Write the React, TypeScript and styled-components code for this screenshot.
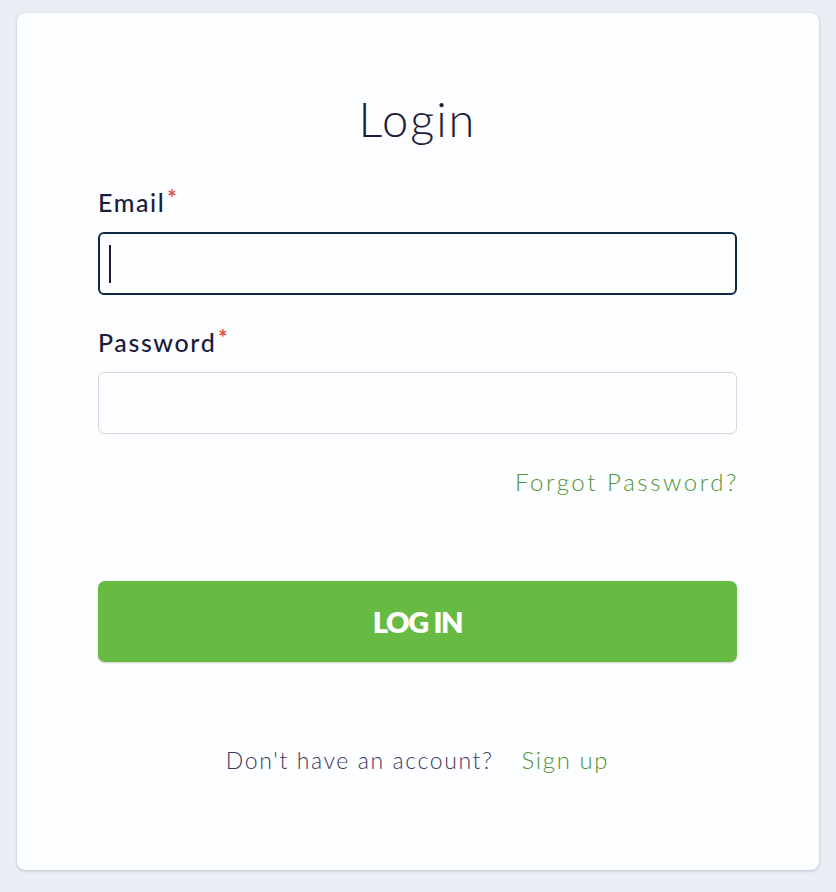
import { createGlobalStyle } from "styled-components"
import styled from "styled-components"

const GlobalStyle = createGlobalStyle`
  html, body {
    margin: 0;
    padding: 0;
    background-color: #e9eef4;
    font-family: "Lato", "Open Sans", sans-serif;
  }
  * {
    box-sizing: border-box;
  }
`

const Page = styled.div`
  padding: 13px 17px 22px 17px;
  min-height: 892px;
`

const Card = styled.div`
  background-color: #fdfeff;
  border-radius: 8px;
  box-shadow: 0 1px 3px rgba(60, 70, 90, 0.25), 0 0 1px rgba(60, 70, 90, 0.15);
  height: 857px;
  padding: 78px 82px 0 81px;
  display: flex;
  flex-direction: column;
`

const Title = styled.h1`
  margin: 0;
  font-size: 47px;
  line-height: 56px;
  font-weight: 300;
  letter-spacing: 2px;
  color: #1d1c3a;
  text-align: center;
`

const Form = styled.form`
  display: flex;
  flex-direction: column;
  margin-top: 40px;
`

const Label = styled.label<{ $gap?: number }>`
  display: block;
  font-size: 25px;
  line-height: 30px;
  font-weight: 500;
  letter-spacing: 1.6px;
  color: #1c1b3b;
  margin-top: ${(p) => p.$gap ?? 0}px;
`

const Required = styled.span`
  color: #e8493a;
  font-size: 22px;
  font-weight: 700;
  vertical-align: top;
  line-height: 22px;
  margin-left: 2px;
`

const InputWrap = styled.div`
  position: relative;
  margin-top: 15px;
`

const Input = styled.input<{ $focused?: boolean }>`
  display: block;
  width: 100%;
  height: ${(p) => (p.$focused ? 63 : 62)}px;
  padding: 0 10px;
  border-radius: 6px;
  border: ${(p) => (p.$focused ? "2px solid #10284a" : "1px solid #d3d6da")};
  background-color: #fdfeff;
  font-family: inherit;
  font-size: 24px;
  color: #1c1b3b;
  outline: none;
`

const Caret = styled.span`
  position: absolute;
  left: 11px;
  top: 13px;
  width: 2px;
  height: 38px;
  background-color: #1c1b3b;
`

const ForgotRow = styled.div`
  display: flex;
  justify-content: flex-end;
  margin-top: 33px;
  margin-right: -2px;
`

const GreenLink = styled.a<{ $spacing?: number }>`
  color: #4f9436;
  font-size: 24px;
  line-height: 30px;
  font-weight: 300;
  letter-spacing: ${(p) => p.$spacing ?? 1.5}px;
  text-decoration: none;
  cursor: pointer;
`

const SubmitButton = styled.button`
  margin-top: 84px;
  height: 81px;
  width: 100%;
  border: none;
  border-radius: 7px;
  background-color: #67bb42;
  box-shadow: 0 1px 2px rgba(40, 80, 30, 0.25);
  color: #ffffff;
  font-family: "Lato", sans-serif;
  font-weight: 800;
  font-size: 29px;
  letter-spacing: -1.3px;
  cursor: pointer;
`

const Footer = styled.div`
  display: flex;
  justify-content: center;
  gap: 28px;
  margin-top: 83px;
  font-size: 23px;
  line-height: 30px;
  font-weight: 300;
`

const FooterText = styled.span`
  color: #3b3660;
  letter-spacing: 1.6px;
`

export default function App() {
  return (
    <>
      <GlobalStyle />
      <Page>
        <Card>
          <Title>Login</Title>
          <Form onSubmit={(e) => e.preventDefault()}>
            <Label htmlFor="email">
              Email<Required>*</Required>
            </Label>
            <InputWrap>
              <Input id="email" type="email" $focused />
              <Caret />
            </InputWrap>
            <Label htmlFor="password" $gap={32}>
              Password<Required>*</Required>
            </Label>
            <InputWrap>
              <Input id="password" type="password" />
            </InputWrap>
            <ForgotRow>
              <GreenLink $spacing={2.6}>Forgot Password?</GreenLink>
            </ForgotRow>
            <SubmitButton type="submit">LOG IN</SubmitButton>
          </Form>
          <Footer>
            <FooterText>Don't have an account?</FooterText>
            <GreenLink $spacing={1.6}>Sign up</GreenLink>
          </Footer>
        </Card>
      </Page>
    </>
  )
}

┄┄┄┄┄┄┄┄┄┄┄┄┄┄┄┄┄┄┄┄

Problem to solve:
Take the data above and repeat it exactly, leaving each picture out.

Exercise response:
Write the React, TypeScript and styled-components code for this screenshot.
import { createGlobalStyle } from "styled-components"
import styled from "styled-components"

const GlobalStyle = createGlobalStyle`
  html, body {
    margin: 0;
    padding: 0;
    background-color: #e9eef4;
    font-family: "Lato", "Open Sans", sans-serif;
  }
  * {
    box-sizing: border-box;
  }
`

const Page = styled.div`
  padding: 13px 17px 22px 17px;
  min-height: 892px;
`

const Card = styled.div`
  background-color: #fdfeff;
  border-radius: 8px;
  box-shadow: 0 1px 3px rgba(60, 70, 90, 0.25), 0 0 1px rgba(60, 70, 90, 0.15);
  height: 857px;
  padding: 78px 82px 0 81px;
  display: flex;
  flex-direction: column;
`

const Title = styled.h1`
  margin: 0;
  font-size: 47px;
  line-height: 56px;
  font-weight: 300;
  letter-spacing: 2px;
  color: #1d1c3a;
  text-align: center;
`

const Form = styled.form`
  display: flex;
  flex-direction: column;
  margin-top: 40px;
`

const Label = styled.label<{ $gap?: number }>`
  display: block;
  font-size: 25px;
  line-height: 30px;
  font-weight: 500;
  letter-spacing: 1.6px;
  color: #1c1b3b;
  margin-top: ${(p) => p.$gap ?? 0}px;
`

const Required = styled.span`
  color: #e8493a;
  font-size: 22px;
  font-weight: 700;
  vertical-align: top;
  line-height: 22px;
  margin-left: 2px;
`

const InputWrap = styled.div`
  position: relative;
  margin-top: 15px;
`

const Input = styled.input<{ $focused?: boolean }>`
  display: block;
  width: 100%;
  height: ${(p) => (p.$focused ? 63 : 62)}px;
  padding: 0 10px;
  border-radius: 6px;
  border: ${(p) => (p.$focused ? "2px solid #10284a" : "1px solid #d3d6da")};
  background-color: #fdfeff;
  font-family: inherit;
  font-size: 24px;
  color: #1c1b3b;
  outline: none;
`

const Caret = styled.span`
  position: absolute;
  left: 11px;
  top: 13px;
  width: 2px;
  height: 38px;
  background-color: #1c1b3b;
`

const ForgotRow = styled.div`
  display: flex;
  justify-content: flex-end;
  margin-top: 33px;
  margin-right: -2px;
`

const GreenLink = styled.a<{ $spacing?: number }>`
  color: #4f9436;
  font-size: 24px;
  line-height: 30px;
  font-weight: 300;
  letter-spacing: ${(p) => p.$spacing ?? 1.5}px;
  text-decoration: none;
  cursor: pointer;
`

const SubmitButton = styled.button`
  margin-top: 84px;
  height: 81px;
  width: 100%;
  border: none;
  border-radius: 7px;
  background-color: #67bb42;
  box-shadow: 0 1px 2px rgba(40, 80, 30, 0.25);
  color: #ffffff;
  font-family: "Lato", sans-serif;
  font-weight: 800;
  font-size: 29px;
  letter-spacing: -1.3px;
  cursor: pointer;
`

const Footer = styled.div`
  display: flex;
  justify-content: center;
  gap: 28px;
  margin-top: 83px;
  font-size: 23px;
  line-height: 30px;
  font-weight: 300;
`

const FooterText = styled.span`
  color: #3b3660;
  letter-spacing: 1.6px;
`

export default function App() {
  return (
    <>
      <GlobalStyle />
      <Page>
        <Card>
          <Title>Login</Title>
          <Form onSubmit={(e) => e.preventDefault()}>
            <Label htmlFor="email">
              Email<Required>*</Required>
            </Label>
            <InputWrap>
              <Input id="email" type="email" $focused />
              <Caret />
            </InputWrap>
            <Label htmlFor="password" $gap={32}>
              Password<Required>*</Required>
            </Label>
            <InputWrap>
              <Input id="password" type="password" />
            </InputWrap>
            <ForgotRow>
              <GreenLink $spacing={2.6}>Forgot Password?</GreenLink>
            </ForgotRow>
            <SubmitButton type="submit">LOG IN</SubmitButton>
          </Form>
          <Footer>
            <FooterText>Don't have an account?</FooterText>
            <GreenLink $spacing={1.6}>Sign up</GreenLink>
          </Footer>
        </Card>
      </Page>
    </>
  )
}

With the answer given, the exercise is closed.